No curto prazo, não aceitamos menos do que a abertura de processos administrativos individuais para apurar cada um daqueles que acusamos como possíveis fraudadores nos concursos com resultado em 2024 (concurso 2023 e concurso 2024), listas já há muito tempo em mãos da Diretora do IRBr.

Especial atenção deve ser dada àqueles que foram negados por outras comissões, mais sérias, de outros concursos e àqueles que apenas agora, após anos na categoria de ampla concorrência, migraram (e ocuparam!) vagas de negros.

A exemplo da Ação Civil Pública n.º 1.16.000.002612/2017-78, de 2017, solicitada pela EDUCAFRO Brasil ao MPF pelas mesmas razões e problemas que, agora, 7 anos mais tarde, se repete.

Continuaremos denunciando e, se necessário, judicializando a antipolítica de ação afirmativa do Itamaraty.

No médio prazo, não aceitaremos menos do que um concurso exclusivo para negros, com vistas à reposição de todas as vagas que nos foram tolhidas ao longo dos últimos 10 anos pela má aplicação das cotas raciais.
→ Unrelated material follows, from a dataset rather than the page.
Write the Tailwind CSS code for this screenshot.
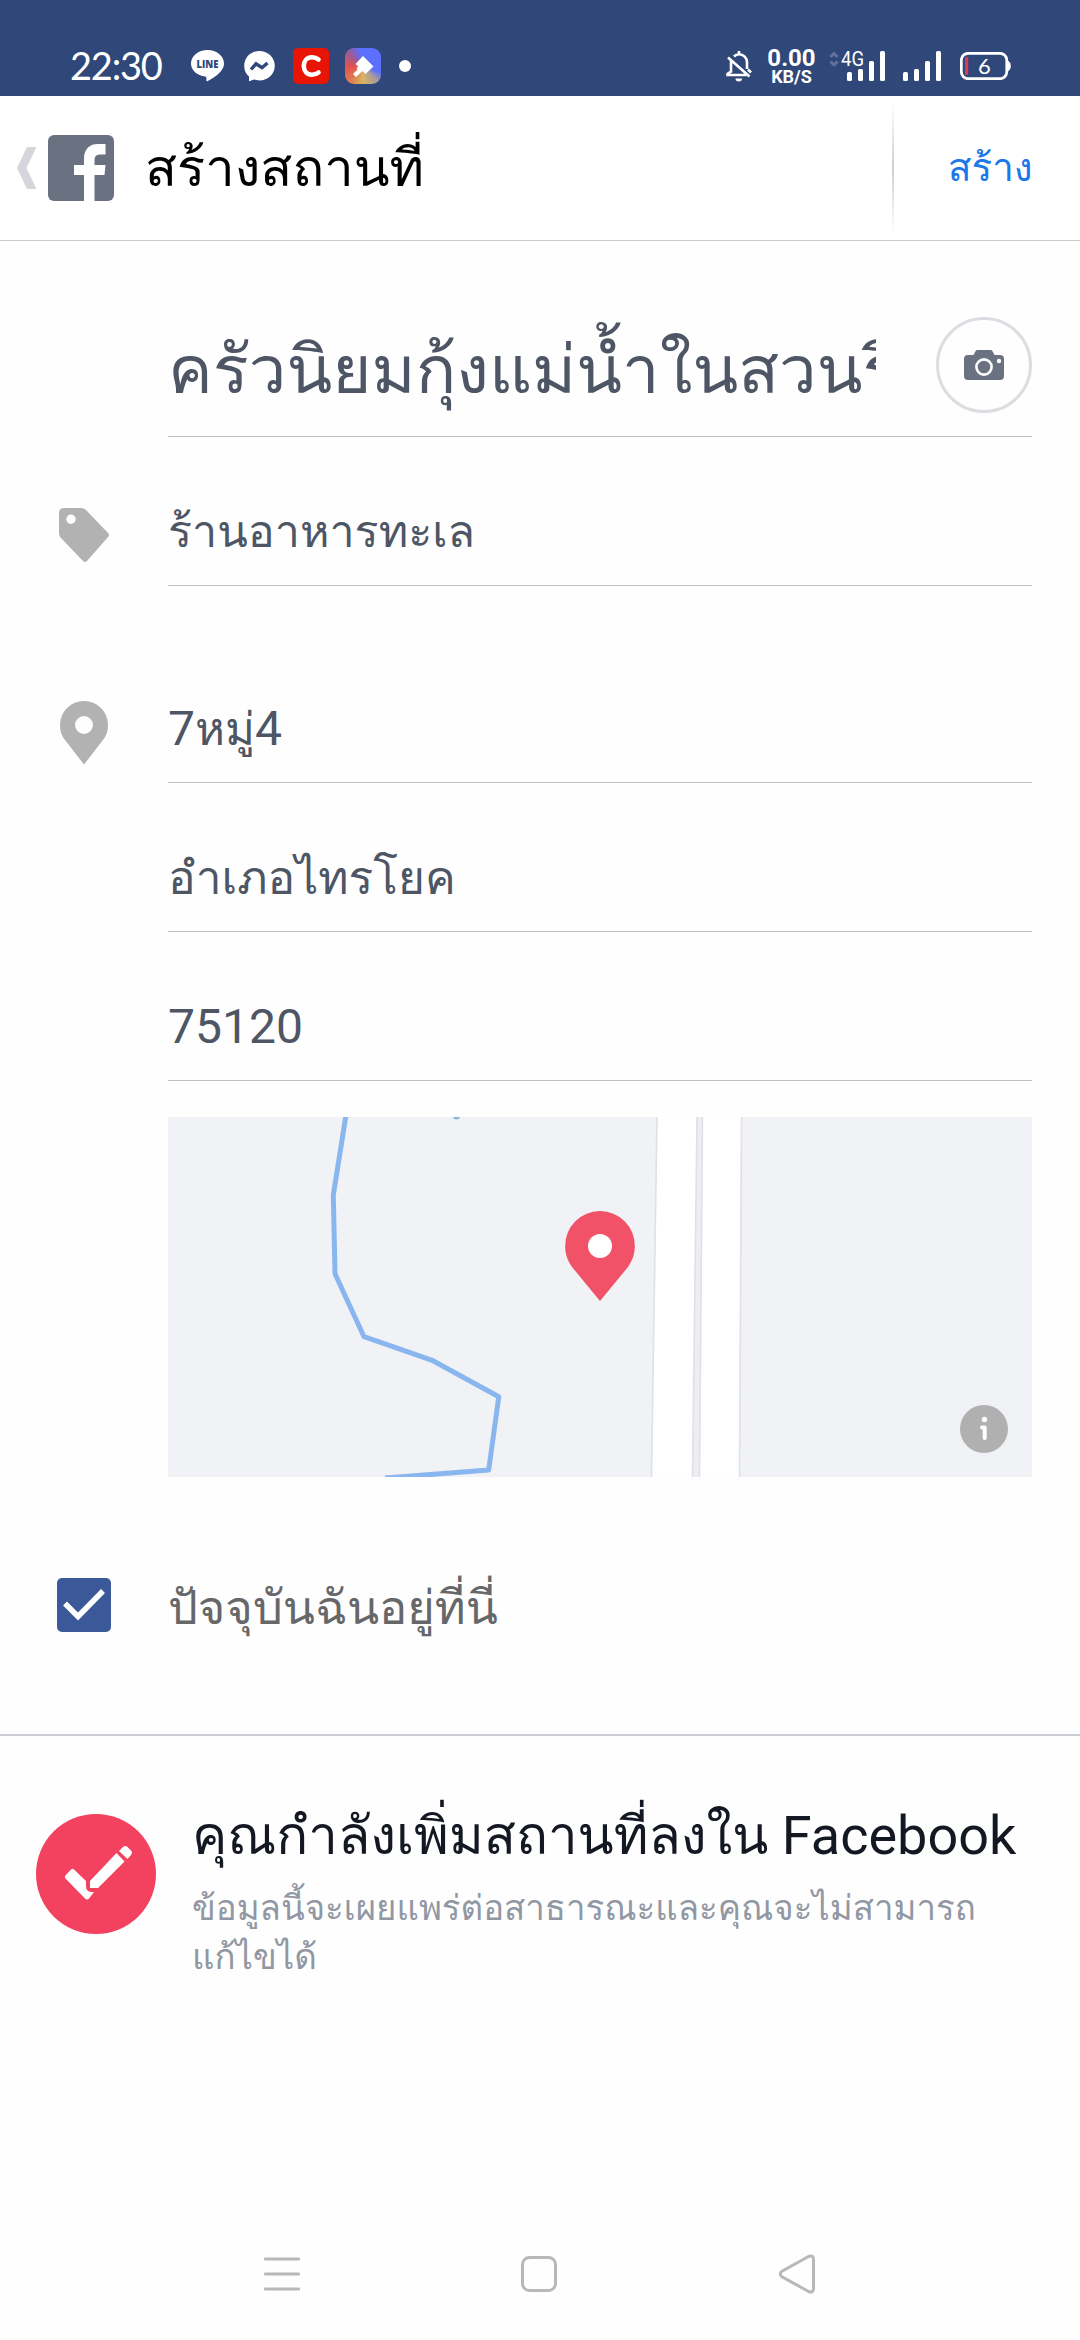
<!DOCTYPE html>
<html lang="th">
<head>
<meta charset="utf-8">
<title>สร้างสถานที่</title>
<script src="https://cdn.jsdelivr.net/npm/@tailwindcss/browser@4"></script>
</head>
<body class="w-[1080px] h-[2340px] overflow-hidden bg-[#fefefe] font-['Roboto','Loma',sans-serif] text-[#4e5665] flex flex-col">

  <!-- Status bar -->
  <div class="h-24 shrink-0 bg-[#30477a] text-white flex items-start pl-[70px] pr-[69px] pt-12">
    <span class="font-['Lato'] text-[38px] leading-[34px] w-[96px] whitespace-nowrap tracking-[-1.2px]">22:30</span>
    <svg class="ml-[25px] mt-0.5 shrink-0" width="33" height="32" viewBox="0 0 33 32">
      <path fill="#fff" d="M16.5 0C7.4 0 0 6 0 13.4 0 20 6 25.500 14.300 26.600 15.600 27 15.600 28 15.300 30c-.1 1.200.5 1.400 1.500.9C21 28.700 33 22 33 13.400 33 6 25.600 0 16.500 0Z"/>
      <text x="16.500" y="17.700" text-anchor="middle" font-family="Open Sans" font-weight="800" font-size="11" textLength="22" lengthAdjust="spacingAndGlyphs" fill="#30477a">LINE</text>
    </svg>
    <svg class="ml-[20px] mt-[3px] shrink-0" width="31" height="31" viewBox="0 0 31 31">
      <path fill="#fff" d="M15.500 0C7 0 .2 6.400.2 15c0 4.500 1.800 8 4.800 10.500V30.300l5-1.700c1.700.5 3.500.8 5.500.8C24 29.400 30.800 23 30.800 14.700S24 0 15.500 0Z"/>
      <path d="m7 18.500 5-5.700 6 3.900 5.500-4.700" fill="none" stroke="#30477a" stroke-width="3.400"/>
    </svg>
    <svg class="ml-[18px] shrink-0" width="36" height="36" viewBox="0 0 36 36">
      <rect width="36" height="36" rx="5" fill="#e81405"/>
      <path d="M25.500 11.500C23.500 9.800 21.500 9.300 19 9.300c-5 0-8.200 3.700-8.200 8.700s3.200 8.700 8.200 8.700c2.500 0 4.500-.6 6.500-2.200" fill="none" stroke="#fff" stroke-width="4.600" stroke-linecap="round"/>
    </svg>
    <div class="ml-4 size-9 shrink-0 rounded-[9px] bg-[conic-gradient(from_0deg,#5b70ff_0deg,#5b70ff_110deg,#a99a9a_135deg,#d9b565_180deg,#e0764f_225deg,#e4524f_265deg,#a05a90_310deg,#5b70ff_350deg)]">
      <svg width="36" height="36" viewBox="0 0 36 36" fill="#fff"><path d="M18 8 28.500 18.500 20.500 26 10.500 16Z"/><path d="m14 18.500 4 4-7 6.500-3-3 4.500-4.500-1-1.500Z"/></svg>
    </div>
    <span class="ml-[18px] mt-3 size-3 rounded-full bg-white"></span>

    <svg class="ml-auto mt-[3px] shrink-0" width="26" height="31" viewBox="0 0 26 31" fill="none" stroke="#fff" stroke-width="2.600">
      <path d="M8 5.500C9.200 4.200 11 3.300 13 3.300c4.500 0 8 3.500 8 8V18M13 0v3.500M5 9.500V20.500L1.500 23v1H20.500M2 6.500 23.500 25.500M22 18.500l3 3"/>
      <path d="M9.500 27.500h6.500a3.200 3 0 0 1-6.500 0Z" fill="#fff" stroke="none"/>
    </svg>
    <div class="ml-[15px] -mt-1 w-[49px] flex flex-col items-center font-bold whitespace-nowrap">
      <span class="text-[24px] leading-[28px]">0.00</span>
      <span class="text-[18px] leading-[22px] -mt-[6px]">KB/S</span>
    </div>
    <svg class="ml-[13px] mt-0.5 shrink-0" width="58" height="32" viewBox="0 0 58 32">
      <path d="m1.500 7 3.500-3.500L8.500 7M1.500 11.500 5 15l3.500-3.500" fill="none" stroke="#61739c" stroke-width="3"/>
      <text x="12" y="16" font-family="Roboto" font-size="19.500" textLength="23" lengthAdjust="spacingAndGlyphs" fill="#fff">4G</text>
      <g fill="#fff"><rect x="18" y="22" width="5" height="9" rx="1.500"/><rect x="29" y="19" width="5" height="12" rx="1.500"/><rect x="40" y="11" width="5" height="20" rx="1.500"/><rect x="51" y="1" width="5" height="30" rx="1.500"/></g>
    </svg>
    <svg class="ml-[16px] mt-0.5 shrink-0" width="39" height="32" viewBox="0 0 39 32" fill="#fff">
      <rect x="0" y="22" width="5" height="9" rx="1.500"/><rect x="11" y="19" width="5" height="12" rx="1.500"/><rect x="22" y="11" width="5" height="20" rx="1.500"/><rect x="33" y="1" width="5" height="30" rx="1.500"/>
    </svg>
    <svg class="ml-[18px] mt-1 shrink-0" width="51" height="28" viewBox="0 0 51 28">
      <rect x="1.300" y="1.300" width="45.500" height="25.400" rx="7" fill="none" stroke="#fff" stroke-width="2.800"/>
      <path d="M48 9.500c3 0 3 9 0 9Z" fill="#fff" stroke="#fff"/>
      <rect x="5" y="5" width="3.200" height="18" rx="1.300" fill="#dc3b52"/>
      <text x="24.500" y="21.500" text-anchor="middle" font-family="Lato" font-size="22" fill="#fff">6</text>
    </svg>
  </div>

  <!-- Title bar -->
  <header class="h-[145px] shrink-0 border-b border-[#cbcbcb] bg-white flex items-center pl-[17px] pr-12">
    <svg class="shrink-0" width="20" height="42" viewBox="0 0 20 42"><path d="M10 0h9.500L9.500 21l10 21H10L0 21Z" fill="#d4d6dc"/></svg>
    <svg class="ml-[11px] shrink-0" width="66" height="66" viewBox="0 0 66 66">
      <rect width="66" height="66" rx="6" fill="#6a7180"/>
      <path fill="#fff" d="M36 66V40H26V30H36V24C36 13.500 42 9 50 9H57.500V19.500H52.500C48 19.500 46.500 21.500 46.500 25.500V30H57.500L56.500 40H46.500V66Z"/>
    </svg>
    <h1 class="ml-[31px] text-[52.500px] leading-[70px] text-black whitespace-nowrap">สร้างสถานที่</h1>
    <div class="ml-auto h-[132px] w-0.5 bg-linear-to-b from-white via-[#cdd0d6] to-white"></div>
    <button class="ml-[54px] w-[84px] text-[38.500px] leading-[60px] text-[#1c78e8] whitespace-nowrap text-left">สร้าง</button>
  </header>

  <!-- Place form -->
  <main class="shrink-0 flex flex-col pr-12">
    <div class="ml-[168px] h-[196px] border-b border-[#bebfc1] flex items-start justify-between">
      <div class="w-[708px] h-[150px] mt-[46px] overflow-hidden whitespace-nowrap text-[67px] leading-[166px]">ครัวนิยมกุ้งแม่น้ำในสวนริ</div>
      <div class="mt-[76px] size-24 rounded-full border-3 border-[#dcdde2] flex items-center justify-center">
        <svg width="40" height="30" viewBox="0 0 40 30"><path fill="#6a7180" d="M4 5H9.500L11.500 1.200Q12 0 13.500 0H26.500Q28 0 28.500 1.200L30.500 5H36q4 0 4 4V26q0 4-4 4H4q-4 0-4-4V9Q0 5 4 5Z"/><circle cx="20" cy="17" r="7.600" fill="#6a7180" stroke="#fff" stroke-width="2.600"/><circle cx="35" cy="11" r="2.200" fill="#fff"/></svg>
      </div>
    </div>

    <div class="flex">
      <div class="w-[168px] pl-[58px] pt-[70px]">
        <svg width="52" height="56" viewBox="0 0 52 56"><path fill="#b2b2b2" fill-rule="evenodd" d="M6 1H23q3 0 5 2L50 26q2 2 0 4L29 54q-2 2-4 0L3 31Q1 29 1 26V6Q1 1 6 1ZM13 7.500a4.500 4.500 0 1 0 0 9.500 4.500 4.500 0 0 0 0-9.500Z"/></svg>
      </div>
      <div class="flex-1 h-[149px] border-b border-[#bebfc1] pt-[55px] text-[44.800px] leading-[80px]">ร้านอาหารทะเล</div>
    </div>

    <div class="flex mt-12">
      <div class="w-[168px] pl-[60px] pt-[67px]">
        <svg width="48" height="64" viewBox="0 0 48 64"><path fill="#b2b2b2" fill-rule="evenodd" d="M24 0A24 24 0 0 0 0 24C0 31 2 35 5 39L24 63.500 43 39C46 35 48 31 48 24A24 24 0 0 0 24 0ZM24 15a9 9 0 1 1 0 18 9 9 0 0 1 0-18Z"/></svg>
      </div>
      <div class="flex-1 h-[149px] border-b border-[#bebfc1] pt-[55px] text-[48px] leading-[80px]">7<span class="text-[45.500px]">หมู่</span>4</div>
    </div>
    <div class="ml-[168px] h-[149px] border-b border-[#bebfc1] pt-[55px] text-[46px] leading-[80px]">อำเภอไทรโยค</div>
    <div class="ml-[168px] h-[149px] border-b border-[#bebfc1] pt-[55px] text-[48px] leading-[80px]">75120</div>

    <!-- Map preview -->
    <svg class="ml-[168px] mt-9" width="864" height="360" viewBox="0 0 864 360">
      <rect width="864" height="360" fill="#f0f2f5"/>
      <path d="M489 0H573.500L571.500 360H483.500Z" fill="#fff"/>
      <path d="M529 0H534.500L531.500 360H524.500Z" fill="#eceef2"/>
      <path d="M489 0 483.500 360M573.500 0 571.500 360M529 0 524.500 360M534.500 0 531.500 360" stroke="#dfe0e8" stroke-width="1.600" fill="none"/>
      <path d="M178 -2 165.300 78 167 156.700 196 219.700 265 243.700 330.800 279.700 320.700 353 217 361" fill="none" stroke="#8ab6f0" stroke-width="5" stroke-linejoin="round"/>
      <circle cx="288.500" cy="-1" r="3.500" fill="#8fb4e4"/>
      <path fill="#f25268" d="M432 94A34.800 34.800 0 0 0 397.200 129C397.200 138 400 144 404 150L432 184 460 150C464 144 466.800 138 466.800 129A34.800 34.800 0 0 0 432 94Z"/>
      <circle cx="432" cy="129" r="12" fill="#fff"/>
      <circle cx="816" cy="312" r="24" fill="#b0b0b0"/>
      <circle cx="816.500" cy="302.500" r="2.700" fill="#fff"/>
      <path d="M814 310.500H816.700V321" fill="none" stroke="#fff" stroke-width="4" stroke-linecap="round" stroke-linejoin="round"/>
    </svg>

    <div class="flex h-[257px]">
      <div class="w-[168px] pl-[57px] pt-[101px]">
        <svg width="54" height="54" viewBox="0 0 54 54"><rect width="54" height="54" rx="5" fill="#3b5998"/><path d="M8 25.500 21 38.500 46 13" fill="none" stroke="#fff" stroke-width="5.500"/></svg>
      </div>
      <div class="pt-[91px] text-[47px] leading-[80px] text-[#666769] whitespace-nowrap">ปัจจุบันฉันอยู่ที่นี่</div>
    </div>
  </main>

  <!-- Notice -->
  <section class="shrink-0 border-t-2 border-[#c9ccd2] h-[474px] flex pl-9">
    <svg class="mt-[78px] shrink-0" width="120" height="120" viewBox="0 0 120 120">
      <circle cx="60" cy="60" r="60" fill="#f3425f"/>
      <path fill="#fff" d="M29 62 35 55.500q1.500-1.500 3 0L50 67v5q0 6 6 6h2L53 84.500q-2 2-4 0L29 64Z"/>
      <path fill="#fff" d="M54 67 80.500 39 88.500 47.500 62 74H54ZM83 37 87 33q2-2 4.500 0L95 36.500q2 2 0 4.500L91.500 45Z"/>
    </svg>
    <div class="ml-9 pt-[60px]">
      <h2 class="text-[54px] leading-[80px] text-[#141823] whitespace-nowrap"><span class="text-[52.800px]">คุณกำลังเพิ่มสถานที่ลงใน</span> Facebook</h2>
      <p class="mt-2 text-[34.800px] leading-[49px] text-[#9197a3] whitespace-nowrap">ข้อมูลนี้จะเผยแพร่ต่อสาธารณะและคุณจะไม่สามารถ<br>แก้ไขได้</p>
    </div>
  </section>

  <!-- System navigation -->
  <nav class="mt-auto h-[132px] shrink-0 flex items-center justify-between px-[264px]">
    <svg width="36" height="36" viewBox="0 0 36 36" fill="#b8b8b8"><rect y="1.500" width="36" height="3" rx="1"/><rect y="16.500" width="36" height="3" rx="1"/><rect y="31.500" width="36" height="3" rx="1"/></svg>
    <svg width="36" height="36" viewBox="0 0 36 36"><rect x="1.500" y="1.500" width="33" height="33" rx="7" fill="none" stroke="#b8b8b8" stroke-width="3"/></svg>
    <svg width="38" height="40" viewBox="0 0 38 40"><path d="M30.500 2.500 4 17.200q-3.500 2.600 0 5.600L30.500 37.500q5 2 5-3V5.500q0-5-5-3Z" fill="none" stroke="#b8b8b8" stroke-width="3"/></svg>
  </nav>
</body>
</html>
A AGU já autorizou uma universidade a adotar esse método.

O presidente Lula, em sintonia com o gesto da RAMPA da posse, em ato político, muito demonstraria seu compromisso com nosso povo se desse o primeiro passo nessa direção, contornando a burocracia diplomática desinteressada no povo negro, a exemplo de Lott, de Kubitschek e de Quadros.

Além de interromper as injustiças no concurso atual, é urgente que a Presidência encomende auditoria externa no MRE, com participação da sociedade civil, para apuração individual de todas as nomeações e promoções de candidatos como negros desde o advento da lei de cotas. Queremos, no concurso de 2025 a devolução, em concurso somente para negros/as, das vagas injustamente ocupadas.

No longo prazo, não aceitaremos menos do que um lugar permanente para o povo negro na diplomacia brasileira, povo este que deve ser desejável simplesmente por compor a população brasileira, e não por travestir-se de branco.

Perdoem-me a provocação no  título deste artigo. Não foi revogada a lei de cotas no Itamaraty; lá, na verdade, ela nunca teve plena vigência.